It’s therefore only after thoughtful and serious consideration that we are today filing two lawsuits to stop Arista’s repeated and pervasive copying of key inventions in Cisco products. These suits cover key Cisco proprietary patented features and Cisco’s copyrighted materials.

(The patent lawsuit can be viewed here. The copyright lawsuit can be viewed here.)

Cisco’s $6 billion annual R&D expense, supported by over 25,000 engineers, has a proven track record of bringing innovation to our customers and partners around the world. Our success is built on using our innovation engine to lead in the marketplace. Our action today is based on the principle that to compete in technology, you need to innovate, not copy.

We have taken this action only after assuring ourselves of four key facts – all of which form the basis for legitimate intellectual property actions between competitors:

  • Arista incorporates features knowing that Cisco holds intellectual property rights related to those features, all of which are Cisco proprietary and none of which are industry standards
  • Arista intentionally markets those features to its customers as a basis for buying the products
  • Arista promotes its copying to convince investors to finance the company
  • Arista’s actions, if unstopped, will embolden others to seek to do the same

Patented Featured Copied

The heart of our action regards Arista’s deliberate inclusion in its products of 12 discrete and important Cisco features covered by 14 different U.S. patents.
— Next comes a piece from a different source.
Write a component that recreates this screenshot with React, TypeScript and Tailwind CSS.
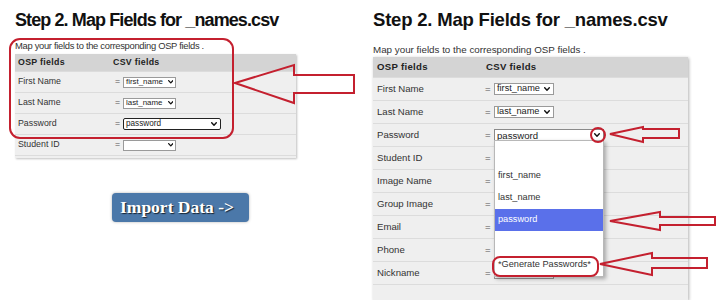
import React from "react";

const Chevron = ({ size = 6 }: { size?: number }) => (
  <svg width={size} height={size * 0.7} viewBox="0 0 6 4.2" className="shrink-0">
    <path d="M0.7 0.7 L3 3.2 L5.3 0.7" fill="none" stroke="#111" strokeWidth="1.4" strokeLinecap="round" strokeLinejoin="round" />
  </svg>
);

function LeftPanel() {
  const rows = [
    { label: "First Name", value: "first_name", wide: false },
    { label: "Last Name", value: "last_name", wide: false },
    { label: "Password", value: "password", wide: true },
    { label: "Student ID", value: "", wide: false },
  ];
  return (
    <div className="flex w-[360px] flex-col pl-[15px]">
      <div className="pt-[10px] text-[18px] font-bold leading-[20px] tracking-[-0.9px] text-[#111]">
        Step 2. Map Fields for _names.csv
      </div>
      <div className="mt-[10px] text-[9.4px] leading-[12px] tracking-[-0.3px] text-[#333]">
        Map your fields to the corresponding OSP fields .
      </div>
      <div className="mt-[2px] w-[281px] bg-[#efefef] text-[8.8px] text-[#333] shadow-[1px_1px_2px_rgba(0,0,0,0.25)]">
        <div className="flex h-[17px] items-center bg-[#d4d4d4] font-bold tracking-[0.3px] text-[#222]">
          <div className="w-[98px] pl-[3px]">OSP fields</div>
          <div>CSV fields</div>
        </div>
        {rows.map((r) => (
          <div key={r.label} className="flex h-[21px] items-center border-t border-[#dcdcdc]">
            <div className="w-[98px] pl-[3px]">{r.label}</div>
            <div className="flex items-center pl-[2px]">
              <span className="w-[8px] text-[#555]">=</span>
              {r.wide ? (
                <div className="flex h-[12px] w-[98px] items-center justify-between rounded-[2px] border border-[#222] bg-white pl-[2px] pr-[3px] text-[8.2px] leading-none text-[#222]">
                  <span>{r.value}</span>
                  <Chevron />
                </div>
              ) : (
                <div className="flex h-[11px] w-[53px] items-center justify-between border border-[#9a9a9a] bg-white pl-[2px] pr-[2px] text-[7.9px] leading-none text-[#222]">
                  <span>{r.value}</span>
                  <Chevron size={5.5} />
                </div>
              )}
            </div>
          </div>
        ))}
        <div className="h-[3px] border-t border-[#dcdcdc]" />
      </div>
      <div className="mt-[35px] flex w-[330px] justify-center">
        <div className="flex h-[29px] w-[137px] items-center justify-center rounded-[4px] bg-[#4b78a9] pr-[6px] font-['Liberation_Serif',serif] text-[17.5px] font-bold text-white shadow-[0_0_3px_rgba(0,0,0,0.3)] [text-shadow:1px_1px_1px_rgba(0,0,0,0.7)]">
          Import Data -&gt;
        </div>
      </div>
    </div>
  );
}

function RightPanel() {
  const rows = [
    { label: "First Name", value: "first_name", kind: "small" },
    { label: "Last Name", value: "last_name", kind: "small" },
    { label: "Password", value: "password", kind: "open" },
    { label: "Student ID", value: "", kind: "small" },
    { label: "Image Name", value: "", kind: "small" },
    { label: "Group Image", value: "", kind: "small" },
    { label: "Email", value: "", kind: "small" },
    { label: "Phone", value: "", kind: "small" },
    { label: "Nickname", value: "", kind: "small" },
  ];
  return (
    <div className="flex flex-col pl-[13px]">
      <div className="pt-[10px] text-[18.5px] font-bold leading-[20px] tracking-[-0.2px] text-[#111]">
        Step 2. Map Fields for _names.csv
      </div>
      <div className="mt-[14px] text-[9.8px] leading-[12px] text-[#333]">
        Map your fields to the corresponding OSP fields .
      </div>
      <div className="mt-[1px] w-[315px] bg-[#efefef] text-[9.6px] text-[#333] shadow-[1px_1px_3px_rgba(0,0,0,0.3)]">
        <div className="flex h-[20px] items-center bg-[#d4d4d4] font-bold tracking-[0.3px] text-[#222]">
          <div className="w-[111px] pl-[4px]">OSP fields</div>
          <div className="pl-[2px]">CSV fields</div>
        </div>
        {rows.map((r) => (
          <div key={r.label} className="flex h-[23px] items-center border-t border-[#dcdcdc]">
            <div className="w-[111px] pl-[4px]">{r.label}</div>
            <div className="flex items-center">
              <span className="w-[10px] pl-[1px] text-[#555]">=</span>
              {r.kind === "open" ? (
                <div className="flex h-[12px] w-[110px] items-center justify-between border border-b-0 border-[#8a8a8a] bg-white pl-[2px] pr-[3px] text-[9.6px] leading-none text-[#222]">
                  <span>{r.value}</span>
                  <Chevron />
                </div>
              ) : (
                <div className="flex h-[12px] w-[60px] items-center justify-between border border-[#9a9a9a] bg-white pl-[2px] pr-[3px] text-[9.2px] leading-none text-[#222]">
                  <span>{r.value}</span>
                  <Chevron />
                </div>
              )}
            </div>
          </div>
        ))}
        <div className="h-[16px] border-t border-[#dcdcdc]" />
      </div>
    </div>
  );
}

function Dropdown() {
  const items = ["", "first_name", "last_name", "password", "", "*Generate Passwords*"];
  return (
    <div className="absolute left-[494px] top-[140px] flex h-[137px] w-[110px] flex-col border border-[#b8b8b8] bg-white pt-[1px] shadow-[2px_2px_4px_rgba(0,0,0,0.3)]">
      {items.map((it, i) => (
        <div
          key={i}
          className={
            it === "password"
              ? "flex h-[22.5px] items-center bg-[#5a70ea] pl-[3px] text-[9.2px] text-white"
              : "flex h-[22.5px] items-center pl-[3px] text-[9.2px] text-[#333]"
          }
        >
          {it}
        </div>
      ))}
    </div>
  );
}

export default function App() {
  const red = "#c4202f";
  return (
    <div className="relative flex h-[300px] w-[728px] overflow-hidden bg-white font-['Liberation_Sans',Arial,sans-serif]">
      <LeftPanel />
      <RightPanel />
      <Dropdown />
      <svg className="pointer-events-none absolute left-0 top-0" width="728" height="300" viewBox="0 0 728 300">
        <rect x="10" y="39" width="223" height="99" rx="10" fill="none" stroke={red} strokeWidth="2" />
        <polygon points="235,83 294,65 294,75 354,75 354,93 294,93 294,103" fill="none" stroke={red} strokeWidth="2" strokeLinejoin="miter" />
        <circle cx="598" cy="135" r="7" fill="none" stroke={red} strokeWidth="2" />
        <polygon points="610,134 643,127 643,129 679,129 679,138 643,138 643,142" fill="none" stroke={red} strokeWidth="2" />
        <polygon points="610,221 660,212 660,217 715,217 715,225 660,225 660,230" fill="none" stroke={red} strokeWidth="2" />
        <polygon points="600,264 652,253 652,258 707,258 707,268 652,268 652,275" fill="none" stroke={red} strokeWidth="2" />
        <rect x="493" y="257" width="105" height="19" rx="7" fill="none" stroke={red} strokeWidth="2" />
      </svg>
    </div>
  );
}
All of these features are being used by Cisco currently and in products we ship to our customers. None of the implementations are incorporated in industry standards. They were patented by individuals who worked for Cisco and are now at Arista, or who at Cisco worked with executives who are now at Arista. These Cisco-created features and implementations are incorporated by Arista in their entirety into Arista’s products.
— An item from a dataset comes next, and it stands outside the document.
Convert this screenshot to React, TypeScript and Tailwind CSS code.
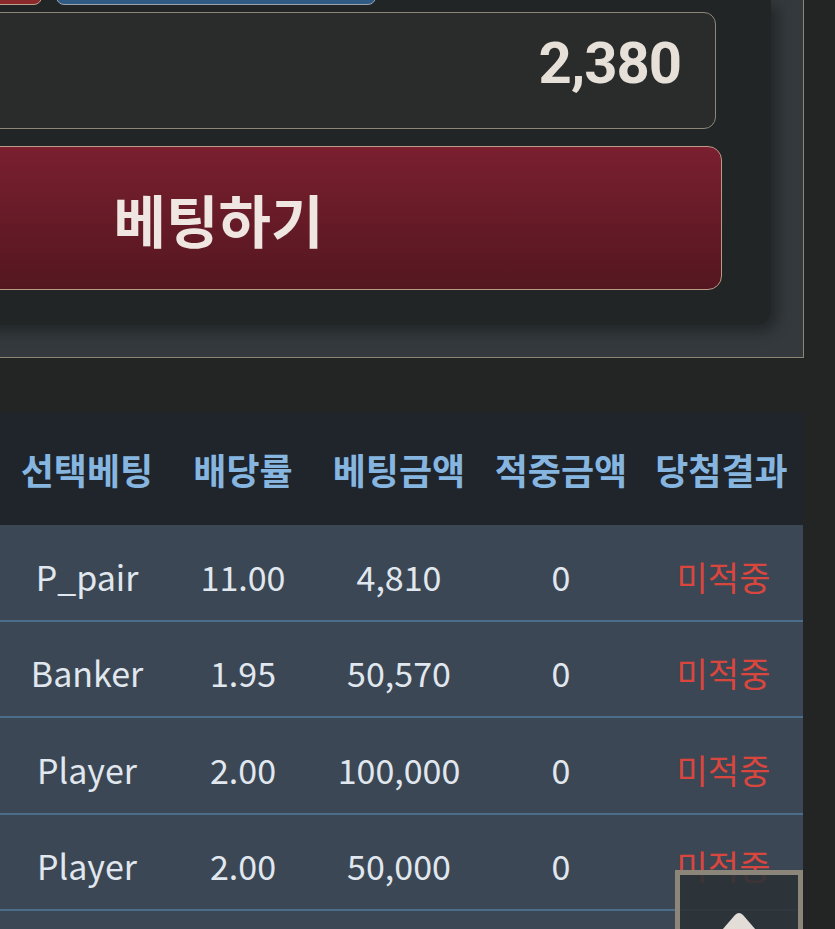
import React from 'react';

const rows = [
  { pick: 'P_pair', odds: '11.00', bet: '4,810', win: '0', result: '미적중' },
  { pick: 'Banker', odds: '1.95', bet: '50,570', win: '0', result: '미적중' },
  { pick: 'Player', odds: '2.00', bet: '100,000', win: '0', result: '미적중' },
  { pick: 'Player', odds: '2.00', bet: '50,000', win: '0', result: '미적중' },
];

const cols = 'grid grid-cols-[174px_138px_174px_150px_1fr] items-center text-center';

export default function App() {
  return (
    <div
      className="relative w-[835px] h-[929px] overflow-hidden bg-[#232525]"
      style={{ fontFamily: '"Noto Sans CJK KR", "Noto Sans", sans-serif' }}
    >
      {/* bet panel */}
      <div className="ml-[-285px] w-[1089px] border-r border-b border-[#8c8572] bg-[#33393c] pr-[32px] pb-[32px]">
        <div className="rounded-br-[16px] bg-[#222525] pr-[49px] pb-[35px] shadow-[6px_6px_14px_rgba(0,0,0,0.35)]">
          <div className="flex h-[5px] items-end gap-[14px] overflow-hidden pl-[225px]">
            <div className="h-[44px] w-[102px] rounded-[8px] border border-[#b9a58c] bg-[#8a2a2a]" />
            <div className="h-[44px] w-[320px] rounded-[8px] border border-[#9aa3ab] bg-[#2f5a84]" />
          </div>
          <div className="mt-[7px] mr-[6px] flex h-[117px] items-center justify-end rounded-[12px] border border-[#8d877a] bg-[#2a2b2b] pr-[34px] pb-[16px]">
            <span
              className="text-[58px] font-bold leading-none tracking-[-1px] text-[#e6e0d8]"
              style={{ fontFamily: 'Roboto, "Liberation Sans", sans-serif' }}
            >
              2,380
            </span>
          </div>
          <button className="mt-[17px] flex h-[144px] w-full items-center justify-center rounded-[14px] border border-[#b89a86] bg-gradient-to-b from-[#7a1f2f] to-[#541720]">
            <span className="text-[57px] font-bold leading-none text-[#efe6e2]">베팅하기</span>
          </button>
        </div>
      </div>

      {/* history table */}
      <div className="mt-[54px] w-[803px]">
        <div className={`${cols} h-[113px] bg-[#1f252b] text-[36px] font-bold text-[#86b5e0]`}>
          <span>선택베팅</span>
          <span>배당률</span>
          <span>베팅금액</span>
          <span>적중금액</span>
          <span className="pl-[4px]">당첨결과</span>
        </div>
        {rows.map((r, i) => (
          <div
            key={i}
            className={`${cols} h-[96.5px] border-b-2 border-[#4b6d89] bg-[#3b4754] pt-[8px] text-[34px] text-[#e1e7ee]`}
          >
            <span>{r.pick}</span>
            <span>{r.odds}</span>
            <span>{r.bet}</span>
            <span>{r.win}</span>
            <span className="pl-[8px] text-[#d9463e]">{r.result}</span>
          </div>
        ))}
        <div className="h-[40px] bg-[#3b4754]" />
      </div>

      {/* scroll to top */}
      <button className="absolute left-[675px] top-[870px] flex h-[90px] w-[128px] justify-center border-[5px] border-[#8b857a] bg-[#2c3236]/90 pt-[36px]">
        <svg width="64" height="40" viewBox="0 0 64 40">
          <path d="M28 4 Q32 0 36 4 L62 34 Q64 38 58 38 L6 38 Q0 38 2 34 Z" fill="#e2ddd6" />
        </svg>
      </button>
    </div>
  );
}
  • System Database (“SysDB”) (Arista uses Cisco’s networking device implementation covered by Cisco Patent No. 7,162,537)
  • Zero-Touch Provisioning (“ZTP”) (Arista uses Cisco’s implementation covered by Cisco Patent No. 7,290,164)
  • On Board Failure Logging (“OBFL”) (Arista uses Cisco’s implementation covered by Cisco Patent No.7,340,597)
  • Control Plane Policing (“CoPP”) (Arista uses Cisco’s implementation covered by Cisco Patent No. 7,224,668)
  • Spanning Tree Loop Guard(Arista uses Cisco’s implementations covered by Cisco Patent Nos. 7,460,492 & 7,061,875 )
  • In-Service System Upgrades (“ISSU”) (Arista uses Cisco’s implementation described by Cisco Patent No. 8,356,296)
  • Virtual Port Channels (“vPC”) (Arista uses Cisco’s implementation covered by Cisco Patent No 8,051,211)
  • Access Control ListsImprovements (“ACL”) (Arista uses Cisco’s implementation covered by Cisco Patent Nos. 7,023,853 & 6,377,577)
  • Private Virtual Local Area Networks (“Private VLANs”) (Arista uses Cisco’s implementation covered by Cisco Patent Nos. 6,741,592 & 7,200,145)
  • Generic Command Interface (Arista uses Cisco’s implementation covered by Cisco Patent No. 7,047,526)
  • CLI Command Data Translation (Arista uses Cisco’s implementation covered by Cisco Patent No. 7,953,886)

Intentional Copying

Arista’s copying was a strategy, not an accident, and this is illustrated by the action we brought today regarding copyrighted materials. Entire sections of our copyrighted user manuals, complete with grammatical errors, are included in Arista’s documentation.  In addition, Arista lifted over 500 of our multi-word command line expressions identically and directly from our “IOS” into Arista’s “EOS”, comprising almost half of their entire command line interface.  While simple, single-word commands (“Copy”, “Paste”, “Delete”, for example) may not be protectable under copyright, unique multi-word commands like “aaa group server radius”, “dot1x max-reauth-req” and “clear ip igmp group” are not self-evident. Making clear that the copying isn’t required for any technical reason, Arista even provides its customers with an alternative, Linux-based CLI, not built around Cisco commands. Arista says only 20% of its customers use the Linux-CLI because the vast majority of its customers like Cisco’s CLI better. Lifting a large section of our unique command line expressions in these circumstances cannot be allowed to stand under any reasonable interpretation of the law.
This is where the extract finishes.